◆ **Given task**:
Gather all lines with "that" from the records.

Rows from a dataset of pages and code:
▼
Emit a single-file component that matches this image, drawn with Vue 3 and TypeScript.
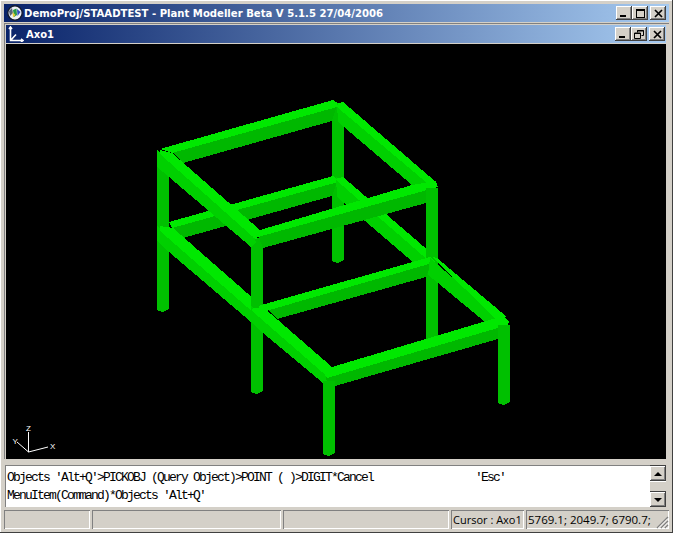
<script setup lang="ts">
type Poly = { p: string; c: string }
const L = '#00e800'
const M = '#00d000'
const D = '#00b800'
const line1 = "Objects 'Alt+Q'>PICKOBJ (Query Object)>POINT ( )>DIGIT*Cancel" + ' '.repeat(17) + "'Esc'"
const line2 = "MenuItem(Command)*Objects 'Alt+Q'"
const leg = (x: number, t: number, b: number): Poly => ({
  p: `${x},${t} ${x + 12},${t} ${x + 12},${b - 2} ${x + 6},${b + 1} ${x + 1},${b} ${x},${b - 3}`,
  c: '#00c000'
})
const polys: Poly[] = [
  leg(157, 155, 311),
  leg(332, 105, 262),
  // lower level back beam
  { p: '170,226 338,179 332,196 183,238', c: D },
  { p: '169,222 333,176 339,180 338,182 172,228', c: L },
  // long diagonal, far part
  { p: '336,177 430,258 430,262 428,275 344,203 337,197', c: M },
  { p: '335,179 343,177 437,258 430,262', c: L },
  // left long diagonal, far part
  { p: '157,226 255,312 255,316 251,322 169,252 157,241', c: M },
  { p: '160,226 173,228 263,307 255,314 160,231', c: L },
  leg(251, 238, 393),
  leg(426, 188, 340),
  // cross beam
  { p: '266,307 432,260 426,277 277,319', c: D },
  { p: '258,306 430,257 436,262 266,311', c: L },
  // diagonals, near parts
  { p: '430,258 497,316 497,320 485,322 438,283 428,275', c: M },
  { p: '432,257 437,258 507,317 497,320', c: L },
  { p: '251,306 322,368 329,380 323,383 263,333 251,322', c: M },
  { p: '254,308 263,307 332,367 328,378 322,372 251,310', c: L },
  // lower front beam
  { p: '326,376 508,323 508,325 498,339 335,386 327,383', c: D },
  { p: '325,376 332,367 503,316 509,322 508,325 327,378', c: L },
  leg(498, 325, 404),
  leg(323, 381, 455),
  // top frame
  { p: '172,151 337,105 332,121 183,163', c: D },
  { p: '160,149 333,100 338,103 337,107 172,153', c: L },
  { p: '337,103 427,179 427,183 412,185 344,127 338,122', c: M },
  { p: '338,103 343,102 436,182 427,183 337,107', c: L },
  { p: '157,150 252,232 256,242 251,247 169,177 157,167', c: M },
  { p: '160,150 172,153 260,230 256,240 252,236 160,154', c: L },
  { p: '258,235 436,185 436,187 426,203 263,248', c: D },
  { p: '252,238 260,230 412,185 436,181 438,187 258,237', c: L },
  { p: '426,188 438,188 438,206 426,206', c: '#00c000' },
]
</script>

<template>
  <div class="frame">
    <div class="title main">
      <svg class="appicon" viewBox="0 0 16 16" width="16" height="16">
        <circle cx="8" cy="8" r="7.2" fill="#eef0f4" stroke="#141c30" stroke-width="1.4" />
        <path d="M2 6 L5 3 L6 8 L3 11Z" fill="#5a6478" />
        <path d="M6 5 L9.5 3.5 L10 10 L7 12Z" fill="#2a9a4a" />
        <path d="M5.5 7 L8.5 10 L6 12.5Z" fill="#e8c830" />
        <path d="M10 4 L13.5 7 L10.5 11Z" fill="#3050c0" />
      </svg>
      <span class="caption">DemoProj/STAADTEST - Plant Modeller Beta V 5.1.5 27/04/2006</span>
      <div class="btns mainbtns">
        <button class="btn"><i class="min"></i></button>
        <button class="btn gap-r"><i class="max"></i></button>
        <button class="btn"><svg width="9" height="9" viewBox="0 0 9 9"><path d="M1 1 L8 8 M8 1 L1 8" stroke="#000" stroke-width="1.7" /></svg></button>
      </div>
    </div>
    <div class="child">
      <div class="title sub">
        <svg class="axoicon" viewBox="0 0 16 16" width="16" height="16">
          <path d="M2.5 1 V14.5 H15 M1 3 L2.5 1 L4 3 M13 13 L15 14.5 L13 16 M3 14 L8 8.5" stroke="#fff" stroke-width="1.6" fill="none" />
        </svg>
        <span class="caption small">Axo1</span>
        <div class="btns">
          <button class="btn"><i class="min"></i></button>
          <button class="btn gap-r">
            <svg width="10" height="9" viewBox="0 0 10 9"><path d="M3.5 2.5 V0.5 H9.5 V5.5 H7.5 M0.5 3 H6.5 V8.5 H0.5Z" stroke="#000" fill="none" /><path d="M3 1 H10 M0 3.5 H7" stroke="#000" /></svg>
          </button>
          <button class="btn"><svg width="9" height="9" viewBox="0 0 9 9"><path d="M1 1 L8 8 M8 1 L1 8" stroke="#000" stroke-width="1.7" /></svg></button>
        </div>
      </div>
      <div class="view">
        <svg class="scene" width="660" height="415" viewBox="6 44 660 415" shape-rendering="crispEdges">
          <polygon v-for="(g, i) in polys" :key="i" :points="g.p" :fill="g.c" />
          <g stroke="#fff" stroke-width="1" fill="none" shape-rendering="auto">
            <path d="M28.5 452 V432 M28.5 452 L17 442 M28.5 452 L48 447" />
          </g>
          <text x="26" y="431" class="ax">Z</text>
          <text x="12.5" y="444" class="ax">Y</text>
          <text x="50" y="449" class="ax">X</text>
        </svg>
      </div>
    </div>
    <div class="console">
      <div class="log">
        <div>{{ line1 }}</div>
        <div>{{ line2 }}</div>
      </div>
      <div class="scroll">
        <button class="sb"><i class="up"></i></button>
        <div class="track"></div>
        <button class="sb"><i class="down"></i></button>
      </div>
    </div>
    <div class="status">
      <div class="cell w1"></div>
      <div class="cell w2"></div>
      <div class="cell w3"></div>
      <div class="cell w4">Cursor : Axo1</div>
      <div class="cell w5">5769.1; 2049.7; 6790.7;</div>
      <svg class="grip" width="14" height="14" viewBox="0 0 14 14">
        <path d="M13 2 L2 13 M13 6 L6 13 M13 10 L10 13" stroke="#808080" stroke-width="1.4" />
        <path d="M13 3.5 L3.5 13 M13 7.5 L7.5 13 M13 11.5 L11.5 13" stroke="#fff" />
      </svg>
    </div>
  </div>
</template>

<style>
html, body { margin: 0; background: #d4d0c8; }
</style>

<style scoped>
.frame {
  width: 673px; height: 533px; box-sizing: border-box; overflow: hidden;
  background: #d4d0c8; position: relative;
  border-right: 1px solid #404040; border-bottom: 1px solid #404040;
  box-shadow: inset 1px 1px 0 #fff;
  padding: 4px 3px 0 4px;
  display: flex; flex-direction: column;
  font-family: "Liberation Sans", sans-serif;
}
.title {
  display: flex; align-items: center; flex: none; color: #fff;
  background: linear-gradient(90deg, #0a246a, #a6caf0);
}
.main { height: 18px; }
.appicon { margin: 0 1px 0 3px; flex: none; }
.caption { font: bold 10.1px "DejaVu Sans", sans-serif; white-space: nowrap; }
.small { font-size: 10px; }
.btns { margin-left: auto; display: flex; padding-right: 1px; }
.mainbtns { padding-right: 3px; }
.btn {
  width: 16px; height: 14px; padding: 0; margin: 0; display: flex; align-items: center; justify-content: center;
  background: #d4d0c8; border: 0;
  box-shadow: inset -1px -1px 0 #404040, inset 1px 1px 0 #fff, inset -2px -2px 0 #808080;
  position: relative;
}
.gap-r { margin-right: 2px; }
.min { display: block; width: 6px; height: 2px; background: #000; margin: 6px 3px 0 0; }
.max { display: block; width: 9px; height: 9px; box-sizing: border-box; border: 1px solid #000; border-top-width: 2px; }
.child {
  flex: none; display: flex; flex-direction: column; padding: 2px 3px 0 2px; margin-top: 1px;
  box-shadow: inset 1px 1px 0 #808080;
}
.sub { height: 18px; margin-bottom: 1px; box-shadow: 0 1px 0 #d4d0c8; }
.axoicon { margin: 0 2px 0 2px; flex: none; }
.view { height: 415px; background: #000; }
.scene { display: block; }
.ax { font: 8px "Liberation Sans", sans-serif; fill: #fff; }
.console {
  flex: none; display: flex; height: 42px; margin: 6px 3px 0 1px; background: #fff;
  box-shadow: inset 1px 1px 0 #808080;
  position: relative;
}
.log {
  flex: 1; padding: 4px 0 0 2px; font: 13px/18px "Liberation Mono", monospace; letter-spacing: -1.8px;
  white-space: pre; color: #000; overflow: hidden;
}
.scroll { width: 16px; flex: none; display: flex; flex-direction: column; background: #d4d0c8; padding-top: 1px; box-sizing: border-box; }
.sb {
  width: 16px; height: 15px; padding: 0; border: 0; background: #d4d0c8; display: flex; align-items: center; justify-content: center; flex: none;
  box-shadow: inset -1px -1px 0 #404040, inset 1px 1px 0 #fff, inset -2px -2px 0 #808080, 0 -1px 0 #404040;
}
.track { flex: 1; background: #d4d0c8; box-shadow: inset 0 1px 0 #fff; }
.up, .down { display: block; width: 0; height: 0; border-left: 4px solid transparent; border-right: 4px solid transparent; }
.up { border-bottom: 4px solid #000; }
.down { border-top: 4px solid #000; }
.status { flex: none; display: flex; height: 20px; margin-top: 3px; gap: 2px; font: 11.5px "Open Sans", sans-serif; color: #000; position: relative; }
.cell { box-sizing: border-box; height: 19px; box-shadow: inset 1px 1px 0 #808080, inset -1px -1px 0 #fff; padding: 1px 2px; white-space: nowrap; overflow: hidden; line-height: 18px; }
.w1 { width: 86px; }
.w2 { width: 189px; }
.w3 { width: 166px; }
.w4 { width: 73px; font-size: 11px; }
.w5 { flex: 1; }
.grip { position: absolute; right: 0; bottom: 1px; }
</style>
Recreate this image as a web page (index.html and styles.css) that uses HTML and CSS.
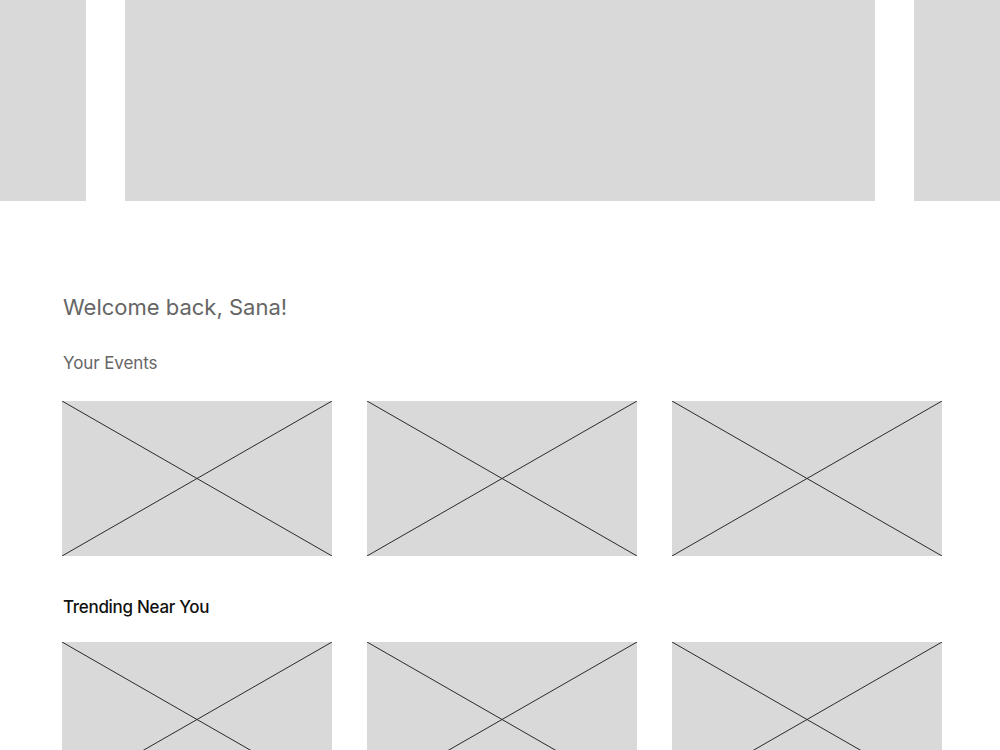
FILE: index.html
```html
<!DOCTYPE html>
<html lang="en">
<head>
  <meta charset="UTF-8" />
  <meta name="viewport" content="width=device-width, initial-scale=1.0"/>
  <title>Home</title>
  <link rel="stylesheet" href="styles.css">
</head>
<body>
  <div class="carousel">
    <div class="slide"></div>
    <div class="slide"></div>
    <div class="slide"></div>
  </div>

  <main class="content">
    <h1 class="welcome">Welcome back, Sana!</h1>

    <h2 class="section-title">Your Events</h2>
    <div class="cards">
      <div class="card">
        <svg viewBox="0 0 100 100" preserveAspectRatio="none"><line x1="0" y1="0" x2="100" y2="100"/><line x1="100" y1="0" x2="0" y2="100"/></svg>
      </div>
      <div class="card">
        <svg viewBox="0 0 100 100" preserveAspectRatio="none"><line x1="0" y1="0" x2="100" y2="100"/><line x1="100" y1="0" x2="0" y2="100"/></svg>
      </div>
      <div class="card">
        <svg viewBox="0 0 100 100" preserveAspectRatio="none"><line x1="0" y1="0" x2="100" y2="100"/><line x1="100" y1="0" x2="0" y2="100"/></svg>
      </div>
    </div>

    <h2 class="section-title dark">Trending Near You</h2>
    <div class="cards trending">
      <div class="card">
        <svg viewBox="0 0 100 100" preserveAspectRatio="none"><line x1="0" y1="0" x2="100" y2="100"/><line x1="100" y1="0" x2="0" y2="100"/></svg>
      </div>
      <div class="card">
        <svg viewBox="0 0 100 100" preserveAspectRatio="none"><line x1="0" y1="0" x2="100" y2="100"/><line x1="100" y1="0" x2="0" y2="100"/></svg>
      </div>
      <div class="card">
        <svg viewBox="0 0 100 100" preserveAspectRatio="none"><line x1="0" y1="0" x2="100" y2="100"/><line x1="100" y1="0" x2="0" y2="100"/></svg>
      </div>
    </div>
  </main>
</body>
</html>
```

FILE: styles.css
```css
body {
  font-family: Inter, 'Noto Sans', sans-serif;
  background-color: #ffffff;
  margin: 0;
  overflow: hidden;
}

.carousel {
  display: flex;
  justify-content: center;
  gap: 39px;
  height: 201px;
  overflow: hidden;
}

.slide {
  flex: 0 0 750px;
  background-color: #d9d9d9;
}

.content {
  padding: 0 58px 0 62px;
}

.welcome {
  font-size: 22px;
  font-weight: 400;
  color: #666666;
  line-height: 28px;
  margin: 92px 0 0 1px;
}

.section-title {
  font-size: 17px;
  font-weight: 400;
  color: #666666;
  line-height: 22px;
  margin: 31px 0 0 1px;
  letter-spacing: -0.1px;
}

.section-title.dark {
  color: #111111;
  font-weight: 500;
  margin-top: 40px;
  letter-spacing: -0.3px;
}

.cards {
  display: grid;
  grid-template-columns: repeat(3, 270px);
  gap: 35px;
  margin-top: 27px;
}

.cards.trending {
  margin-top: 24px;
}

.card {
  height: 155px;
  background-color: #d9d9d9;
}

.card svg {
  display: block;
  width: 100%;
  height: 100%;
}

.card line {
  stroke: #2a2a2a;
  stroke-width: 1;
  vector-effect: non-scaling-stroke;
}
```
▲
◆ **Result below**:
Emit a single-file component that matches this image, drawn with Vue 3 and TypeScript.
Recreate this image as a web page (index.html and styles.css) that uses HTML and CSS.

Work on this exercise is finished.